**YOUR OBJECTIVE:** Without the pictures, can you quote each line below exactly?

**SUPPLIED DATA:**
:::

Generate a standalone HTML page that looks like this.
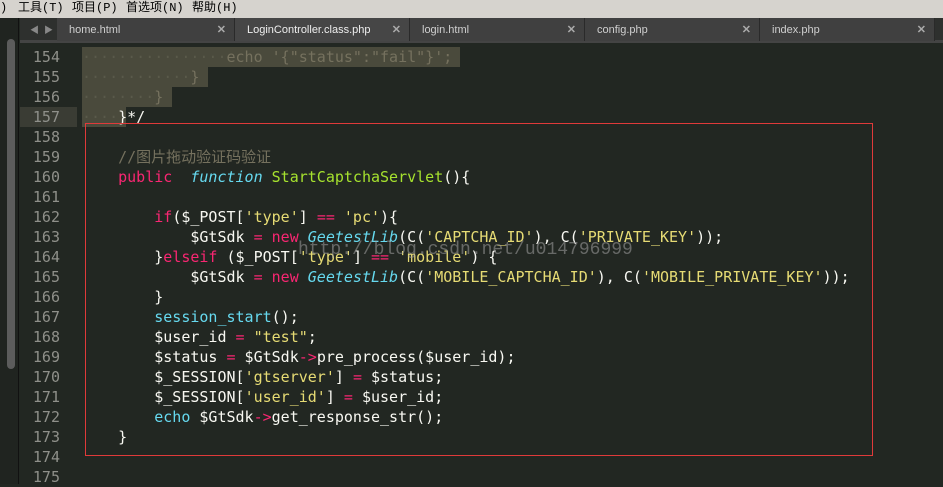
<!DOCTYPE html>
<html><head><meta charset="utf-8"><style>
*{margin:0;padding:0;box-sizing:border-box}
body{width:943px;height:484px;overflow:hidden;background:#222722;position:relative;font-family:"Liberation Sans","Noto Sans CJK SC",sans-serif}
.menu{position:absolute;left:0;top:0;width:943px;height:18px;background:#d6d3ce;font-size:12px;color:#000;line-height:17px;font-family:"Liberation Mono","Noto Sans CJK SC",monospace}
.menu span{position:absolute;top:0}
.side{position:absolute;left:0;top:18px;width:19px;height:466px;background:#202420;border-right:1px solid #111}
.sb{position:absolute;left:7px;top:21px;width:8px;height:330px;background:#5c5c5c;border-radius:4px}
.tabbar{position:absolute;left:20px;top:18px;width:923px;height:25px;background:#2e302e;border-bottom:3px solid #444}
.tab{position:absolute;top:0;height:23px;background:#404040;border-right:1px solid #2a2a2a;color:#cfcfcf;font-size:11px;line-height:24px;padding-left:12px}
.tab.act{background:#464646;color:#eee}
.tab i{position:absolute;right:8px;top:0;font-style:normal;color:#aaa;font-size:11px;font-weight:bold}
.arr{position:absolute;top:5px;color:#888;font-size:9px}
.ln{position:absolute;left:20px;width:40px;text-align:right;color:#8f908a;font:15px/20px "DejaVu Sans Mono",monospace}
.code{position:absolute;left:82px;font:15px/20px "DejaVu Sans Mono","Noto Sans CJK SC",monospace;color:#f8f8f2;white-space:pre}
.sel{position:absolute;background:#4a4a3c}
.c{color:#75715e}.k{color:#f92672}.f{color:#66d9ef;font-style:italic}.g{color:#a6e22e}.s{color:#e6db74}.b{color:#66d9ef}.d{color:#5a5a4a}
.box{position:absolute;left:85px;top:123px;width:788px;height:333px;border:1px solid #e03a3a}
.wm{position:absolute;left:298px;top:240px;font:18px "Liberation Mono",monospace;color:rgba(160,160,160,.55)}
</style></head><body>
<div class="menu"><span style="left:0">)</span><span style="left:18px">工具(T)</span><span style="left:72px">项目(P)</span><span style="left:126px">首选项(N)</span><span style="left:192px">帮助(H)</span></div>
<div class="side"><div class="sb"></div></div>
<div class="tabbar">
<span class="arr" style="left:10px">◀</span><span class="arr" style="left:24px">▶</span>
<div class="tab" style="left:37px;width:178px">home.html<i>✕</i></div>
<div class="tab act" style="left:215px;width:175px">LoginController.class.php<i>✕</i></div>
<div class="tab" style="left:390px;width:175px">login.html<i>✕</i></div>
<div class="tab" style="left:565px;width:175px">config.php<i>✕</i></div>
<div class="tab" style="left:740px;width:175px">index.php<i>✕</i></div>
</div>
<div class="sel" style="left:20px;top:107px;width:57px;height:20px;background:#3a3c34"></div>
<div class="sel" style="left:82px;top:47px;width:378px;height:20px"></div>
<div class="sel" style="left:82px;top:67px;width:126px;height:20px"></div>
<div class="sel" style="left:82px;top:87px;width:90px;height:20px"></div>
<div class="sel" style="left:82px;top:107px;width:44px;height:20px"></div>

<div class="ln" style="top:47px">154<br>155<br>156<br>157<br>158<br>159<br>160<br>161<br>162<br>163<br>164<br>165<br>166<br>167<br>168<br>169<br>170<br>171<br>172<br>173<br>174<br>175</div>

<div class="code" style="top:47px"><span class="d">················</span><span class="c">echo '{"status":"fail"}';</span>
<span class="d">············</span><span class="c">}</span>
<span class="d">········</span><span class="c">}</span>
<span class="d">····</span>}*/

    <span class="c">//图片拖动验证码验证</span>
    <span class="k">public</span>  <span class="f">function</span> <span class="g">StartCaptchaServlet</span>(){

        <span class="k">if</span>($_POST[<span class="s">'type'</span>] <span class="k">==</span> <span class="s">'pc'</span>){
            $GtSdk <span class="k">=</span> <span class="k">new</span> <span class="f">GeetestLib</span>(C(<span class="s">'CAPTCHA_ID'</span>), C(<span class="s">'PRIVATE_KEY'</span>));
        }<span class="k">elseif</span> ($_POST[<span class="s">'type'</span>] <span class="k">==</span> <span class="s">'mobile'</span>) {
            $GtSdk <span class="k">=</span> <span class="k">new</span> <span class="f">GeetestLib</span>(C(<span class="s">'MOBILE_CAPTCHA_ID'</span>), C(<span class="s">'MOBILE_PRIVATE_KEY'</span>));
        }
        <span class="b">session_start</span>();
        $user_id <span class="k">=</span> <span class="s">"test"</span>;
        $status <span class="k">=</span> $GtSdk<span class="k">-&gt;</span>pre_process($user_id);
        $_SESSION[<span class="s">'gtserver'</span>] <span class="k">=</span> $status;
        $_SESSION[<span class="s">'user_id'</span>] <span class="k">=</span> $user_id;
        <span class="b">echo</span> $GtSdk<span class="k">-&gt;</span>get_response_str();
    }</div>
<div class="box"></div>
<div class="wm">http://blog.csdn.net/u014796999</div>
</body></html>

:::

**SOLVED PROBLEM:**
Generate a standalone HTML page that looks like this.
<!DOCTYPE html>
<html><head><meta charset="utf-8"><style>
*{margin:0;padding:0;box-sizing:border-box}
body{width:943px;height:484px;overflow:hidden;background:#222722;position:relative;font-family:"Liberation Sans","Noto Sans CJK SC",sans-serif}
.menu{position:absolute;left:0;top:0;width:943px;height:18px;background:#d6d3ce;font-size:12px;color:#000;line-height:17px;font-family:"Liberation Mono","Noto Sans CJK SC",monospace}
.menu span{position:absolute;top:0}
.side{position:absolute;left:0;top:18px;width:19px;height:466px;background:#202420;border-right:1px solid #111}
.sb{position:absolute;left:7px;top:21px;width:8px;height:330px;background:#5c5c5c;border-radius:4px}
.tabbar{position:absolute;left:20px;top:18px;width:923px;height:25px;background:#2e302e;border-bottom:3px solid #444}
.tab{position:absolute;top:0;height:23px;background:#404040;border-right:1px solid #2a2a2a;color:#cfcfcf;font-size:11px;line-height:24px;padding-left:12px}
.tab.act{background:#464646;color:#eee}
.tab i{position:absolute;right:8px;top:0;font-style:normal;color:#aaa;font-size:11px;font-weight:bold}
.arr{position:absolute;top:5px;color:#888;font-size:9px}
.ln{position:absolute;left:20px;width:40px;text-align:right;color:#8f908a;font:15px/20px "DejaVu Sans Mono",monospace}
.code{position:absolute;left:82px;font:15px/20px "DejaVu Sans Mono","Noto Sans CJK SC",monospace;color:#f8f8f2;white-space:pre}
.sel{position:absolute;background:#4a4a3c}
.c{color:#75715e}.k{color:#f92672}.f{color:#66d9ef;font-style:italic}.g{color:#a6e22e}.s{color:#e6db74}.b{color:#66d9ef}.d{color:#5a5a4a}
.box{position:absolute;left:85px;top:123px;width:788px;height:333px;border:1px solid #e03a3a}
.wm{position:absolute;left:298px;top:240px;font:18px "Liberation Mono",monospace;color:rgba(160,160,160,.55)}
</style></head><body>
<div class="menu"><span style="left:0">)</span><span style="left:18px">工具(T)</span><span style="left:72px">项目(P)</span><span style="left:126px">首选项(N)</span><span style="left:192px">帮助(H)</span></div>
<div class="side"><div class="sb"></div></div>
<div class="tabbar">
<span class="arr" style="left:10px">◀</span><span class="arr" style="left:24px">▶</span>
<div class="tab" style="left:37px;width:178px">home.html<i>✕</i></div>
<div class="tab act" style="left:215px;width:175px">LoginController.class.php<i>✕</i></div>
<div class="tab" style="left:390px;width:175px">login.html<i>✕</i></div>
<div class="tab" style="left:565px;width:175px">config.php<i>✕</i></div>
<div class="tab" style="left:740px;width:175px">index.php<i>✕</i></div>
</div>
<div class="sel" style="left:20px;top:107px;width:57px;height:20px;background:#3a3c34"></div>
<div class="sel" style="left:82px;top:47px;width:378px;height:20px"></div>
<div class="sel" style="left:82px;top:67px;width:126px;height:20px"></div>
<div class="sel" style="left:82px;top:87px;width:90px;height:20px"></div>
<div class="sel" style="left:82px;top:107px;width:44px;height:20px"></div>

<div class="ln" style="top:47px">154<br>155<br>156<br>157<br>158<br>159<br>160<br>161<br>162<br>163<br>164<br>165<br>166<br>167<br>168<br>169<br>170<br>171<br>172<br>173<br>174<br>175</div>

<div class="code" style="top:47px"><span class="d">················</span><span class="c">echo '{"status":"fail"}';</span>
<span class="d">············</span><span class="c">}</span>
<span class="d">········</span><span class="c">}</span>
<span class="d">····</span>}*/

    <span class="c">//图片拖动验证码验证</span>
    <span class="k">public</span>  <span class="f">function</span> <span class="g">StartCaptchaServlet</span>(){

        <span class="k">if</span>($_POST[<span class="s">'type'</span>] <span class="k">==</span> <span class="s">'pc'</span>){
            $GtSdk <span class="k">=</span> <span class="k">new</span> <span class="f">GeetestLib</span>(C(<span class="s">'CAPTCHA_ID'</span>), C(<span class="s">'PRIVATE_KEY'</span>));
        }<span class="k">elseif</span> ($_POST[<span class="s">'type'</span>] <span class="k">==</span> <span class="s">'mobile'</span>) {
            $GtSdk <span class="k">=</span> <span class="k">new</span> <span class="f">GeetestLib</span>(C(<span class="s">'MOBILE_CAPTCHA_ID'</span>), C(<span class="s">'MOBILE_PRIVATE_KEY'</span>));
        }
        <span class="b">session_start</span>();
        $user_id <span class="k">=</span> <span class="s">"test"</span>;
        $status <span class="k">=</span> $GtSdk<span class="k">-&gt;</span>pre_process($user_id);
        $_SESSION[<span class="s">'gtserver'</span>] <span class="k">=</span> $status;
        $_SESSION[<span class="s">'user_id'</span>] <span class="k">=</span> $user_id;
        <span class="b">echo</span> $GtSdk<span class="k">-&gt;</span>get_response_str();
    }</div>
<div class="box"></div>
<div class="wm">http://blog.csdn.net/u014796999</div>
</body></html>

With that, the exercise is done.